Set down the material below word for word, excluding the pictures.
..........
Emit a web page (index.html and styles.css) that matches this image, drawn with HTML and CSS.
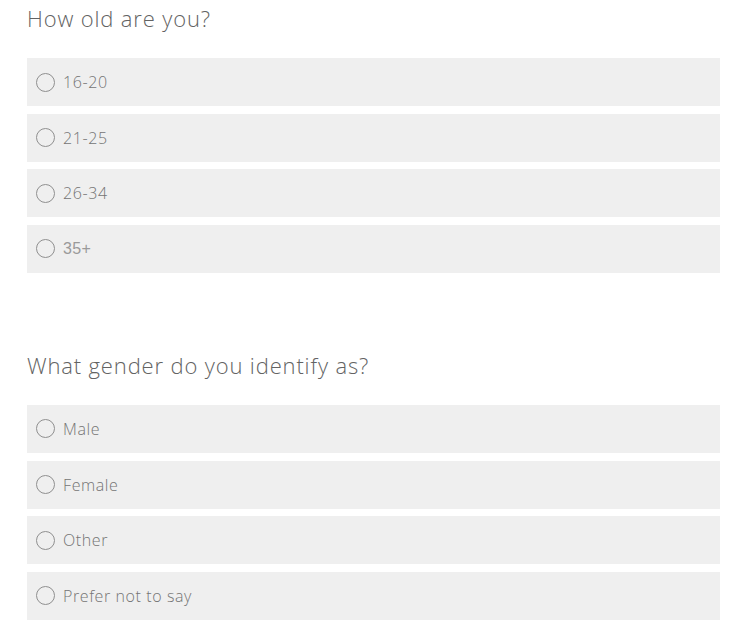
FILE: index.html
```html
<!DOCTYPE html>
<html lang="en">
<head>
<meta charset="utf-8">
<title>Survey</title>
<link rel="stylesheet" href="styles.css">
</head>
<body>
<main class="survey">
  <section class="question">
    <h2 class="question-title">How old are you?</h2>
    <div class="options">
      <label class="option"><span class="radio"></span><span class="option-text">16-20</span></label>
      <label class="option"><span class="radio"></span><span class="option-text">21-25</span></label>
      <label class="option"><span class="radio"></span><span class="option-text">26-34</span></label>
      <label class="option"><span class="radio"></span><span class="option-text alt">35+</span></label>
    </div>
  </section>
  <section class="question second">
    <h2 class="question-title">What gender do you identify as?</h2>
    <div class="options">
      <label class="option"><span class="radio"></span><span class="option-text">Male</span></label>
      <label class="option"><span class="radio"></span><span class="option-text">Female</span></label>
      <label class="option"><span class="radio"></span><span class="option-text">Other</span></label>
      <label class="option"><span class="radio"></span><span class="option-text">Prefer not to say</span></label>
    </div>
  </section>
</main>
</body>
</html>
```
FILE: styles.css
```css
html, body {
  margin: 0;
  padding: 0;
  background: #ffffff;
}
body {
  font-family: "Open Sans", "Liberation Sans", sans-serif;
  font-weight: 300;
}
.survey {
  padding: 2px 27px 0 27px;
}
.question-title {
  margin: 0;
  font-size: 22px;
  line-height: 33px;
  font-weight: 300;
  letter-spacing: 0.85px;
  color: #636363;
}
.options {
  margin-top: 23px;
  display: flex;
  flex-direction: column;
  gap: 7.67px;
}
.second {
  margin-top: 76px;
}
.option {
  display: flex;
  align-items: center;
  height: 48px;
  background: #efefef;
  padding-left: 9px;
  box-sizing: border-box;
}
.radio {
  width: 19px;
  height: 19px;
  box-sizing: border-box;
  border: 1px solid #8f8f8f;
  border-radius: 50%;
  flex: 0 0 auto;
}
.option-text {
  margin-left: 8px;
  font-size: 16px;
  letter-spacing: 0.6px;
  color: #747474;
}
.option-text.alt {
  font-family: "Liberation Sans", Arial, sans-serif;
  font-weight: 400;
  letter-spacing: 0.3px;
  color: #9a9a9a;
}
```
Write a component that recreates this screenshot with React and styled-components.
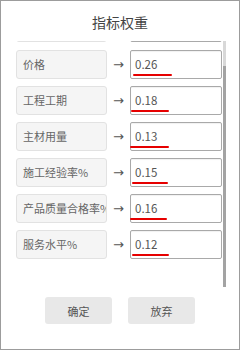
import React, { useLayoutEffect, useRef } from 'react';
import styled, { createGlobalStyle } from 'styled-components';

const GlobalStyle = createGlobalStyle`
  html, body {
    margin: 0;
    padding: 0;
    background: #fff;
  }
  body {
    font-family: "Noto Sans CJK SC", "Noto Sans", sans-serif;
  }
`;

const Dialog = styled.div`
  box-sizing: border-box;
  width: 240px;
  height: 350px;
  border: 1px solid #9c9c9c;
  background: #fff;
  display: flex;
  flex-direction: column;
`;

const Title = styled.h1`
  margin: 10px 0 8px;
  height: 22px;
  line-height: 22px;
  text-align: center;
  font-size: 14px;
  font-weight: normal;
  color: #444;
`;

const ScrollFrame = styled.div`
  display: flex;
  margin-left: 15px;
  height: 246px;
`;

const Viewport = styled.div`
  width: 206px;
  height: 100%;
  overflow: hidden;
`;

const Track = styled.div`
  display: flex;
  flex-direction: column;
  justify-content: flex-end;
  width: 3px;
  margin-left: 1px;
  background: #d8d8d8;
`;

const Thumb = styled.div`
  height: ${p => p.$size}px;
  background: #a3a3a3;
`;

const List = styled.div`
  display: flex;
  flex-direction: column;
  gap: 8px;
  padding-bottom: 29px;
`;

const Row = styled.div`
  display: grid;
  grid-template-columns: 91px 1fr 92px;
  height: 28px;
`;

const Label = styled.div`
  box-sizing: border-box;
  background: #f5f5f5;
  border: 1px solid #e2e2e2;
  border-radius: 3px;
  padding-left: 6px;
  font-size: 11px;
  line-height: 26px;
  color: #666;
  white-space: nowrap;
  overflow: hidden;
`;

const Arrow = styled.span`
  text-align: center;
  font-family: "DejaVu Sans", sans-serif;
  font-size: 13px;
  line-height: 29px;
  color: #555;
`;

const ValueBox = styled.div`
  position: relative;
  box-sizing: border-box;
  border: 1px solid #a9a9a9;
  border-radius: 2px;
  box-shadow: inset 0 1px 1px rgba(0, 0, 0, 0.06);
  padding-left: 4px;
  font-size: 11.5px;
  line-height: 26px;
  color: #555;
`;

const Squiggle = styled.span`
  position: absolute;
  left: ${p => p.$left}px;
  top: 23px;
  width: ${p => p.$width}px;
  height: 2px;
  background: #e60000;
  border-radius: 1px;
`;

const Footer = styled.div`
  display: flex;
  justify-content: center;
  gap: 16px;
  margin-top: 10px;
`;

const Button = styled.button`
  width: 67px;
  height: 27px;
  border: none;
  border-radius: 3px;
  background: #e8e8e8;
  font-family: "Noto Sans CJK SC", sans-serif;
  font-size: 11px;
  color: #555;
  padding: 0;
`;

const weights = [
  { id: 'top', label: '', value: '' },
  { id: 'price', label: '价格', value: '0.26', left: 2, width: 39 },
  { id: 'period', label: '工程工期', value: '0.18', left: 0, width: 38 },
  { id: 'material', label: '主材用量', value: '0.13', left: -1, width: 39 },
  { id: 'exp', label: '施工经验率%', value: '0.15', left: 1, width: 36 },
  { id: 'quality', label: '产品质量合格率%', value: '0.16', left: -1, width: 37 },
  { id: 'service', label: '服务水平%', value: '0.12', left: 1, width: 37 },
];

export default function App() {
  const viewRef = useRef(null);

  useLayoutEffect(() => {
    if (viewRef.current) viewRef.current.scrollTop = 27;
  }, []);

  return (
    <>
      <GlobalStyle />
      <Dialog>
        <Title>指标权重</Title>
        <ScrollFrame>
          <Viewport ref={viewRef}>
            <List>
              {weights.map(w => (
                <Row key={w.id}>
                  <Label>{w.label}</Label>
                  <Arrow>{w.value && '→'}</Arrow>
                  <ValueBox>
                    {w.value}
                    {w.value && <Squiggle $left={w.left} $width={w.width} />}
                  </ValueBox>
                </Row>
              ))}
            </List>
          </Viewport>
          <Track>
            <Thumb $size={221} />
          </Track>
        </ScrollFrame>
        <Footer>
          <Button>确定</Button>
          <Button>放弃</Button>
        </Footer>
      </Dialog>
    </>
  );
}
..........
**Complete output:**
Emit a web page (index.html and styles.css) that matches this image, drawn with HTML and CSS.
FILE: index.html
```html
<!DOCTYPE html>
<html lang="en">
<head>
<meta charset="utf-8">
<title>Survey</title>
<link rel="stylesheet" href="styles.css">
</head>
<body>
<main class="survey">
  <section class="question">
    <h2 class="question-title">How old are you?</h2>
    <div class="options">
      <label class="option"><span class="radio"></span><span class="option-text">16-20</span></label>
      <label class="option"><span class="radio"></span><span class="option-text">21-25</span></label>
      <label class="option"><span class="radio"></span><span class="option-text">26-34</span></label>
      <label class="option"><span class="radio"></span><span class="option-text alt">35+</span></label>
    </div>
  </section>
  <section class="question second">
    <h2 class="question-title">What gender do you identify as?</h2>
    <div class="options">
      <label class="option"><span class="radio"></span><span class="option-text">Male</span></label>
      <label class="option"><span class="radio"></span><span class="option-text">Female</span></label>
      <label class="option"><span class="radio"></span><span class="option-text">Other</span></label>
      <label class="option"><span class="radio"></span><span class="option-text">Prefer not to say</span></label>
    </div>
  </section>
</main>
</body>
</html>
```
FILE: styles.css
```css
html, body {
  margin: 0;
  padding: 0;
  background: #ffffff;
}
body {
  font-family: "Open Sans", "Liberation Sans", sans-serif;
  font-weight: 300;
}
.survey {
  padding: 2px 27px 0 27px;
}
.question-title {
  margin: 0;
  font-size: 22px;
  line-height: 33px;
  font-weight: 300;
  letter-spacing: 0.85px;
  color: #636363;
}
.options {
  margin-top: 23px;
  display: flex;
  flex-direction: column;
  gap: 7.67px;
}
.second {
  margin-top: 76px;
}
.option {
  display: flex;
  align-items: center;
  height: 48px;
  background: #efefef;
  padding-left: 9px;
  box-sizing: border-box;
}
.radio {
  width: 19px;
  height: 19px;
  box-sizing: border-box;
  border: 1px solid #8f8f8f;
  border-radius: 50%;
  flex: 0 0 auto;
}
.option-text {
  margin-left: 8px;
  font-size: 16px;
  letter-spacing: 0.6px;
  color: #747474;
}
.option-text.alt {
  font-family: "Liberation Sans", Arial, sans-serif;
  font-weight: 400;
  letter-spacing: 0.3px;
  color: #9a9a9a;
}
```
Write a component that recreates this screenshot with React and styled-components.
import React, { useLayoutEffect, useRef } from 'react';
import styled, { createGlobalStyle } from 'styled-components';

const GlobalStyle = createGlobalStyle`
  html, body {
    margin: 0;
    padding: 0;
    background: #fff;
  }
  body {
    font-family: "Noto Sans CJK SC", "Noto Sans", sans-serif;
  }
`;

const Dialog = styled.div`
  box-sizing: border-box;
  width: 240px;
  height: 350px;
  border: 1px solid #9c9c9c;
  background: #fff;
  display: flex;
  flex-direction: column;
`;

const Title = styled.h1`
  margin: 10px 0 8px;
  height: 22px;
  line-height: 22px;
  text-align: center;
  font-size: 14px;
  font-weight: normal;
  color: #444;
`;

const ScrollFrame = styled.div`
  display: flex;
  margin-left: 15px;
  height: 246px;
`;

const Viewport = styled.div`
  width: 206px;
  height: 100%;
  overflow: hidden;
`;

const Track = styled.div`
  display: flex;
  flex-direction: column;
  justify-content: flex-end;
  width: 3px;
  margin-left: 1px;
  background: #d8d8d8;
`;

const Thumb = styled.div`
  height: ${p => p.$size}px;
  background: #a3a3a3;
`;

const List = styled.div`
  display: flex;
  flex-direction: column;
  gap: 8px;
  padding-bottom: 29px;
`;

const Row = styled.div`
  display: grid;
  grid-template-columns: 91px 1fr 92px;
  height: 28px;
`;

const Label = styled.div`
  box-sizing: border-box;
  background: #f5f5f5;
  border: 1px solid #e2e2e2;
  border-radius: 3px;
  padding-left: 6px;
  font-size: 11px;
  line-height: 26px;
  color: #666;
  white-space: nowrap;
  overflow: hidden;
`;

const Arrow = styled.span`
  text-align: center;
  font-family: "DejaVu Sans", sans-serif;
  font-size: 13px;
  line-height: 29px;
  color: #555;
`;

const ValueBox = styled.div`
  position: relative;
  box-sizing: border-box;
  border: 1px solid #a9a9a9;
  border-radius: 2px;
  box-shadow: inset 0 1px 1px rgba(0, 0, 0, 0.06);
  padding-left: 4px;
  font-size: 11.5px;
  line-height: 26px;
  color: #555;
`;

const Squiggle = styled.span`
  position: absolute;
  left: ${p => p.$left}px;
  top: 23px;
  width: ${p => p.$width}px;
  height: 2px;
  background: #e60000;
  border-radius: 1px;
`;

const Footer = styled.div`
  display: flex;
  justify-content: center;
  gap: 16px;
  margin-top: 10px;
`;

const Button = styled.button`
  width: 67px;
  height: 27px;
  border: none;
  border-radius: 3px;
  background: #e8e8e8;
  font-family: "Noto Sans CJK SC", sans-serif;
  font-size: 11px;
  color: #555;
  padding: 0;
`;

const weights = [
  { id: 'top', label: '', value: '' },
  { id: 'price', label: '价格', value: '0.26', left: 2, width: 39 },
  { id: 'period', label: '工程工期', value: '0.18', left: 0, width: 38 },
  { id: 'material', label: '主材用量', value: '0.13', left: -1, width: 39 },
  { id: 'exp', label: '施工经验率%', value: '0.15', left: 1, width: 36 },
  { id: 'quality', label: '产品质量合格率%', value: '0.16', left: -1, width: 37 },
  { id: 'service', label: '服务水平%', value: '0.12', left: 1, width: 37 },
];

export default function App() {
  const viewRef = useRef(null);

  useLayoutEffect(() => {
    if (viewRef.current) viewRef.current.scrollTop = 27;
  }, []);

  return (
    <>
      <GlobalStyle />
      <Dialog>
        <Title>指标权重</Title>
        <ScrollFrame>
          <Viewport ref={viewRef}>
            <List>
              {weights.map(w => (
                <Row key={w.id}>
                  <Label>{w.label}</Label>
                  <Arrow>{w.value && '→'}</Arrow>
                  <ValueBox>
                    {w.value}
                    {w.value && <Squiggle $left={w.left} $width={w.width} />}
                  </ValueBox>
                </Row>
              ))}
            </List>
          </Viewport>
          <Track>
            <Thumb $size={221} />
          </Track>
        </ScrollFrame>
        <Footer>
          <Button>确定</Button>
          <Button>放弃</Button>
        </Footer>
      </Dialog>
    </>
  );
}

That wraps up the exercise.